The Campaign Spot

That’s It. I’m Sick of the Religion Talk.

A reader objects: 

It is interesting to see how so many of the conversative bloggers and media people don’t like Mike Huckabee, obviously this includes you.  The article in the Washington Post today by Robert Novak that tries to slam Huckabee, Fred Barnes on Fox News doesn’t care for him at all – all of you don’t want to come out and say it, but you obviously don’t want him as the Republican candidate. One can’t help but infer from your comments that you have problems with his being a Baptist preacher, but I think it is really because you think he can’t win the election. 

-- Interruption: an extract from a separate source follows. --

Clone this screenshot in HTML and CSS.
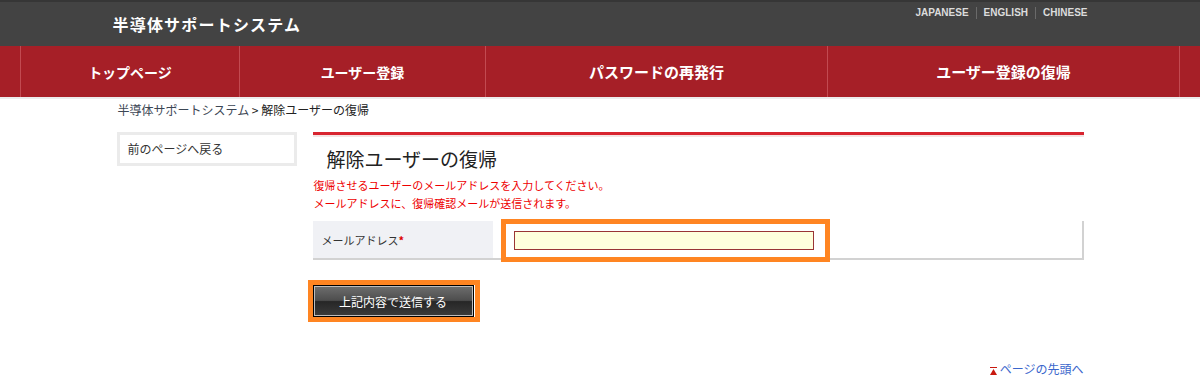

Yes, that’s it. I think he can’t win, which is why I wrote six weeks back that “if he gets the nomination, Hillary won’t know what hit her. This guy can sell ice to Eskimos.”
Of course, that leaves me “having problems with his being a Baptist preacher.” Yes, deep-rooted Baptist disdain flows through my veins. (It goes well with my being an “accomplice to bigotry” in the case of Romney.)
And at this point, I think I’ve reached my limit for religion talk in presidential campaigns. We’ve had more than enough this year. The presence of candidates who are defined by their religion, be it by a hostile press (Romney) or by the candidate and his supporters themselves (Huckabee, with television ads touting him a ‘Christian Leader’) means that we get too many accusations of axiomatic bias or bigotry against their religion when somebody points out their flaws, shortcomings, or why they aren’t supporting that candidate. Suddenly the critic is on the defensive, and has to establish that they’re not driven by bias against a particular creed.
In light of recent campaigns, this past political landscape Peggy Noonan describes seems almost unimaginable:

In 1968 we were, as now, a religious country. But when we walked to the polls, we thought we were about to hire a president, not a Bible study teacher.
No one cared, really, that Richard Nixon was a Quaker. They may have been confused by it, but they weren’t upset. His vice president, Spiro Agnew, was not Greek Orthodox but Episcopalian. Nobody much noticed. Nelson Rockefeller of New York was not an Episcopalian but a Baptist. Do you know what Lyndon Johnson’s religion was? He was a member of the Disciples of Christ, but in what appeared to be the same way he was a member of the American Legion: You’re in politics, you join things. Hubert Humphrey was born Lutheran, attended Methodist churches, and was rumored to be a Congregationalist. This didn’t quite reach the level of mystery because nobody quite cared.

I’m not sure our current political climate is an improvement.